Tuesday 28 April 2015

My mission, should I choose to accept it is...

I've set myself a new challenge - not one that involves dancing for hours or running or walking to raise money for charity. This is one where I am going to give something up. I've done it before so I know it's possible. The last time was out of necessity, this time it is out of embarrassment and mostly shame.

I've been declutturing our home for years now. At the weekend I decided it was time to take a serious look at the cupboard filled with shoes and bags to see if there was anything that could be gotten rid of. Turns out there is quite a lot. On a massive scale. I mean to a degree that I find so cringe-making I'd be making jokes if it didn't make me look like such a dope. So here is the unedited truth.

I have enough handbags to use a different one every week of the year - and the majority of them have never been used.

A small selection of my many, many bags. 
I've got more shoes than every other member of my family put together - I don't just mean the boys, I'm including siblings and parents here. This is following a cull of shoes and having a half dozen brand new pairs in boxes put aside to sell already. 
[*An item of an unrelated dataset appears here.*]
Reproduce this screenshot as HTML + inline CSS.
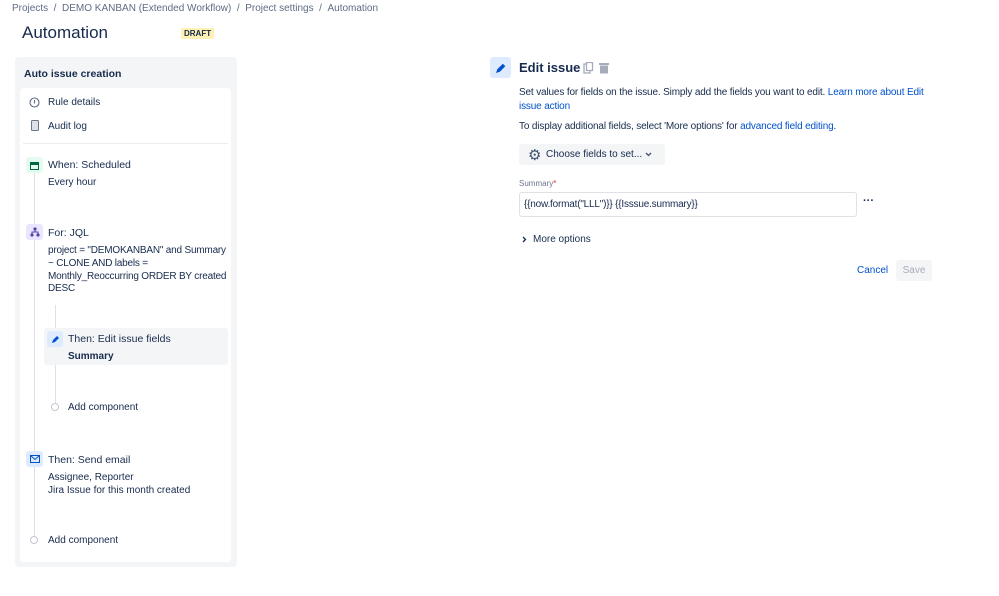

The clothes I own are repetitive and unimaginative - mostly jeans in either bootcut or skinny leg / jegging style. I own many striped tops and over the years I've noticed I've got the same jumper (exact same style, colour everything) because I've forgotten I already own one. 
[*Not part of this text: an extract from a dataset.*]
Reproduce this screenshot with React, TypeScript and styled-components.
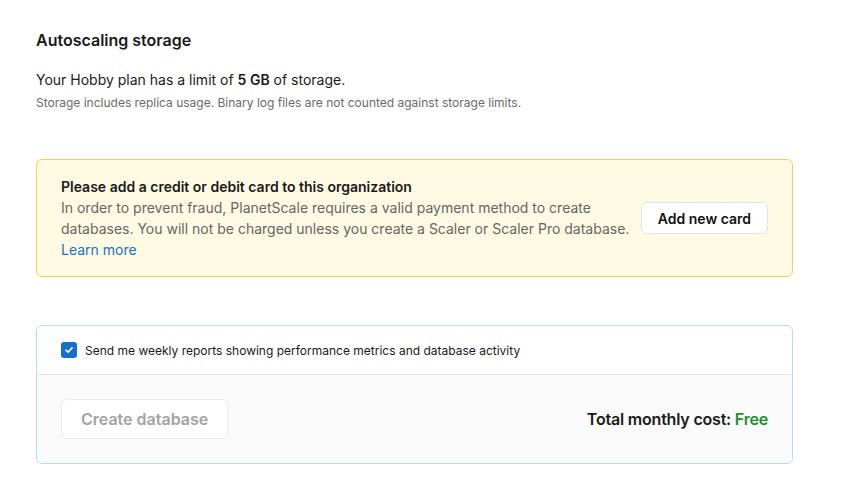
import React from "react";
import styled, { createGlobalStyle } from "styled-components";

const Global = createGlobalStyle`
  html, body { margin: 0; padding: 0; background: #ffffff; }
  body { font-family: Inter, "Noto Sans", sans-serif; color: #1a1a1a; -webkit-font-smoothing: antialiased; }
  * { box-sizing: border-box; }
`;

const Page = styled.div`
  width: 857px;
  padding: 28px 64px 0 36px;
  display: flex;
  flex-direction: column;
`;

const Heading = styled.h2`
  margin: 0;
  font-size: 16px;
  line-height: 24px;
  font-weight: 600;
  color: #1a1a1a;
`;

const Lead = styled.p`
  margin: 18px 0 0;
  font-size: 14px;
  line-height: 20px;
  color: #1a1a1a;
  strong { font-weight: 600; }
`;

const Note = styled.p`
  margin: 4px 0 0;
  font-size: 12px;
  line-height: 18px;
  color: #6b6b6b;
`;

const Alert = styled.div`
  margin-top: 47px;
  border: 1px solid #f5cf4f;
  background: #fffae3;
  border-radius: 6px;
  padding: 16px 24px 16px;
  display: flex;
  align-items: center;
  justify-content: space-between;
  gap: 6px;
`;

const AlertBody = styled.div`
  display: flex;
  flex-direction: column;
  font-size: 14px;
  line-height: 21px;
`;

const AlertTitle = styled.div`
  font-weight: 600;
  color: #1a1a1a;
`;

const AlertText = styled.div`
  color: #666666;
`;

const Link = styled.a`
  color: #1a73c9;
  text-decoration: none;
`;

const Button = styled.button<{ $disabled?: boolean; $h: number }>`
  font-family: inherit;
  font-size: ${(p) => (p.$disabled ? "16px" : "14px")};
  font-weight: 600;
  height: ${(p) => p.$h}px;
  padding: 0 ${(p) => (p.$disabled ? 19 : 16)}px;
  border-radius: 6px;
  border: 1px solid ${(p) => (p.$disabled ? "#ececec" : "#e3e3e3")};
  background: #ffffff;
  color: ${(p) => (p.$disabled ? "#a3a3a3" : "#111111")};
  white-space: nowrap;
  flex-shrink: 0;
  cursor: ${(p) => (p.$disabled ? "default" : "pointer")};
`;

const Card = styled.div`
  margin-top: 48px;
  border: 1px solid #b5dcf4;
  border-radius: 6px;
  overflow: hidden;
`;

const CheckRow = styled.label`
  display: flex;
  align-items: center;
  gap: 8px;
  height: 49px;
  padding: 0 24px;
  font-size: 12px;
  color: #1a1a1a;
  border-bottom: 1px solid #e6e6e6;
`;

const Box = styled.span`
  width: 16px;
  height: 16px;
  border-radius: 3px;
  background: #1570cc;
  display: inline-flex;
  align-items: center;
  justify-content: center;
`;

const Footer = styled.div`
  background: #fafafa;
  height: 88px;
  padding: 0 24px;
  display: flex;
  align-items: center;
  justify-content: space-between;
`;

const Total = styled.div`
  font-size: 16px;
  font-weight: 600;
  letter-spacing: -0.2px;
  color: #1a1a1a;
`;

const Free = styled.span`
  color: #1f8f2f;
`;

export default function App() {
  return (
    <>
      <Global />
      <Page>
        <Heading>Autoscaling storage</Heading>
        <Lead>
          Your Hobby plan has a limit of <strong>5 GB</strong> of storage.
        </Lead>
        <Note>Storage includes replica usage. Binary log files are not counted against storage limits.</Note>
        <Alert>
          <AlertBody>
            <AlertTitle>Please add a credit or debit card to this organization</AlertTitle>
            <AlertText>
              In order to prevent fraud, PlanetScale requires a valid payment method to create databases. You will
              not be charged unless you create a Scaler or Scaler Pro database.
            </AlertText>
            <Link href="#">Learn more</Link>
          </AlertBody>
          <Button $h={32}>Add new card</Button>
        </Alert>
        <Card>
          <CheckRow>
            <Box>
              <svg width="10" height="10" viewBox="0 0 10 10" fill="none">
                <path d="M2 5.2 L4.1 7.2 L8 2.9" stroke="#fff" strokeWidth="1.6" strokeLinecap="round" strokeLinejoin="round" />
              </svg>
            </Box>
            Send me weekly reports showing performance metrics and database activity
          </CheckRow>
          <Footer>
            <Button $disabled $h={40}>Create database</Button>
            <Total>
              Total monthly cost: <Free>Free</Free>
            </Total>
          </Footer>
        </Card>
      </Page>
    </>
  );
}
At the weekend as I was sorting through the many handbags I found three (not one) three piles of clothes hidden behind them. There were 8 items of maternity clothing that I bought and never even opened. Yes, I bought some maternity clothes in anticipation of becoming pregnant again and completely forgot I had bought them. Then I found one of the piles was maternity clothes that I had worn and didn't need any more. Nice frocks, trousers, etc. that I had worn even after my boy was born, but that strictly I didn't need to keep.  

I was shocked by my own inability to remember how much I own. At my sheer greed.

So, here is the challenge I've set myself. I'm not going to buy any new clothes, shoes or accessories until my birthday next year. This will be interesting as we have established that I don't buy out of need, but mostly forgetfulness. I will go out to a shop I like and see something I like and when I get home I realise I've got more than one of those already - well, of course I have, because I like it !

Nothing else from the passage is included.